When I was writing COUNTRY HARDBALL, I'd try to keep going when the Doubt Dingo would start circling, asking whether I had the place right, the name right, the street right. The DD would tell me to stop and look it up. I'd need to get the name of the street correct. I couldn't say Highway 58 if it was really Highway 85, after all.
People would read this and tell me I was wrong. People would post on Amazon how I'd gotten the name of a restaurant wrong, the mascot for a team wrong. The Doubt Dingo continued to circle, barking at me to stop, to research while I was writing. Man, I hate that damn dog.
Most of the time, I'd just power through and figure I'd come back and track down the pesky bits later. And I would.
In re-reading the manuscript for the 37th time recently, I was again visited by the Dingo of Doubt.

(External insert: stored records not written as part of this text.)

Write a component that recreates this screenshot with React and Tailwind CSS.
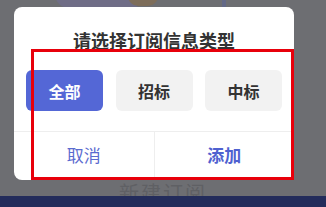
import React from 'react';

const font = { fontFamily: '"Noto Sans CJK SC", "Noto Sans", sans-serif' };

const TypeButton = ({ label, active }) => (
  <button
    className={`h-[41px] w-[77px] rounded-[6px] text-[16px] leading-[20px] font-bold ${
      active ? 'bg-[#5467d6] text-white' : 'bg-[#f2f2f2] text-[#333]'
    }`}
  >
    {label}
  </button>
);

const App = () => {
  return (
    <div className="relative w-[326px] h-[207px] overflow-hidden bg-[#6d6e72]" style={font}>
      {/* faint page content behind the overlay */}
      <div className="absolute left-[55px] -top-[20px] w-[90px] h-[28px] rounded-full bg-[#6f6d86]"></div>
      <div className="absolute left-[128px] -top-[14px] w-[30px] h-[20px] rounded-full bg-[#7d6d5a]"></div>
      <div className="absolute left-[222px] top-0 w-[4px] h-[7px] bg-[#626886]"></div>

      <div className="pt-[7px] pl-[14px]">
        <div className="relative w-[280px] h-[173px] rounded-[8px] bg-white flex flex-col">
          <div className="pt-[22px] text-center text-[18px] leading-[22px] font-bold text-[#333]">
            请选择订阅信息类型
          </div>
          <div className="mt-[19px] px-[12px] flex justify-between">
            <TypeButton label="全部" active />
            <TypeButton label="招标" />
            <TypeButton label="中标" />
          </div>
          <div className="mt-[20px] flex flex-1 border-t border-[#eeeeee]">
            <button className="flex-1 pb-[3px] text-[17px] leading-[22px] text-[#5b6bcf] border-r border-[#eeeeee]">取消</button>
            <button className="flex-1 pb-[3px] text-[17px] leading-[22px] font-bold text-[#4f61d0]">添加</button>
          </div>
        </div>
      </div>

      <div className="h-[16px] overflow-hidden flex justify-center">
        <span className="text-[20px] leading-[26px] text-[#5f6064] tracking-[2px]">新建订阅</span>
      </div>
      <div className="h-[11px] bg-[#232c5b]"></div>

      {/* annotation frame */}
      <div className="absolute left-[31px] top-[49px] w-[263px] h-[131px] border-[3px] border-[#e8000b]"></div>
    </div>
  );
};

export default App;
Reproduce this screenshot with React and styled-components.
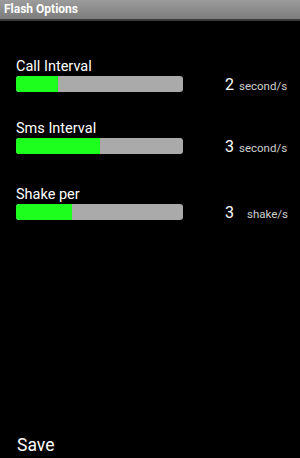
import React from 'react'
import styled, { createGlobalStyle } from 'styled-components'

const GlobalStyle = createGlobalStyle`
  html, body { margin: 0; padding: 0; background: #000; }
  body { font-family: Roboto, "Noto Sans", sans-serif; }
`

const settings = [
  { label: 'Call Interval', value: 2, unit: 'second/s', fill: 42, gap: 5, top: 37 },
  { label: 'Sms Interval', value: 3, unit: 'second/s', fill: 84, gap: 5, top: 28 },
  { label: 'Shake per', value: 3, unit: 'shake/s', fill: 56, gap: 13, top: 32 },
]

function App() {
  return (
    <Screen>
      <GlobalStyle />
      <TitleBar>Flash Options</TitleBar>
      <Content>
        {settings.map((s) => (
          <Setting key={s.label} $top={s.top}>
            <Label>{s.label}</Label>
            <Row>
              <Track>
                <Fill style={{ width: s.fill }} />
              </Track>
              <Value>
                <Number>{s.value}</Number>
                <Unit $gap={s.gap}>{s.unit}</Unit>
              </Value>
            </Row>
          </Setting>
        ))}
      </Content>
      <SaveButton>Save</SaveButton>
    </Screen>
  )
}

export default App

const Screen = styled.div`
  width: 300px;
  height: 458px;
  background: #000;
  display: flex;
  flex-direction: column;
  overflow: hidden;
`

const TitleBar = styled.div`
  height: 19px;
  background: linear-gradient(#9c9c9c, #7c7c7c);
  border-bottom: 2px solid #3a3a3a;
  color: #fff;
  font-weight: 700;
  font-size: 12px;
  line-height: 19px;
  padding-left: 4px;
`

const Content = styled.div`
  flex: 1;
  display: flex;
  flex-direction: column;
  padding-left: 16px;
`

const Setting = styled.div`
  display: flex;
  flex-direction: column;
  margin-top: ${(p) => p.$top}px;
`

const Label = styled.div`
  color: #fff;
  font-size: 14.5px;
  line-height: 18px;
`

const Row = styled.div`
  display: flex;
  align-items: center;
  height: 16px;
`

const Track = styled.div`
  width: 167px;
  height: 16px;
  border-radius: 3px;
  background: #aaaaaa;
  overflow: hidden;
`

const Fill = styled.div`
  height: 100%;
  background: #1dff1d;
`

const Value = styled.div`
  display: flex;
  align-items: baseline;
  margin-left: 42px;
`

const Number = styled.span`
  color: #fff;
  font-size: 16px;
`

const Unit = styled.span`
  color: #cfcfcf;
  font-size: 11.5px;
  margin-left: ${(p) => p.$gap}px;
`

const SaveButton = styled.div`
  color: #fff;
  font-size: 17.5px;
  padding: 0 0 2px 17px;
  line-height: 22px;
`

Science would suggest that substantial amounts of alcohol would be enough to drown him, but I haven't found the right balance. Or my own after enough of it.
Anyhoo, I realized that if you're using my book to drive through the backwoods of Arkansas, then you're probably a complete dumbass I don't need to worry about.
My novel isn't a damn Rand McNally Road Atlas. It isn't a wikipedia article on handguns.
Did I work on getting all the details right? You're damn right I did. And the folks who worked through each and every page over and over checked things, too. I got notes and questions back. And we fixed all kinds of things I'd screwed up. So, the roads are right, but that's what makes a good story, is it?
But my stories aren't about a building, they're not about a road. They're about the people in those buildings, the people who walk those roads when the sun starts to come up so that they can stand all day behind a damn cash register until it's time to come home at sundown and spend the night trying to figure out which three of the eleven bills they can pay that week. And it's about the other guy from another road who knocks on the door at midnight, saying he's got a $500 job if you don't mind getting your hands a little dirty.
I don't write for cartographers.
If you're reading my book thinking it will help you get to Miller's Laundromat, then you're looking for a journey I can't give you.
No. What I need to do is focus on the people, not the map. Focus on the details of the people, that's what matters. Not whether that gas station on Highway 58 closed in 1998 or 1997. The details about the people, about their struggles, those are the details that matter.
I have to work through the damned dingo barking at me, telling me to stop my momentum, get and and make sure I'm writing about the right highway.
I don't write for dingoes. Bunch of illiterate baby-eaters, anyway.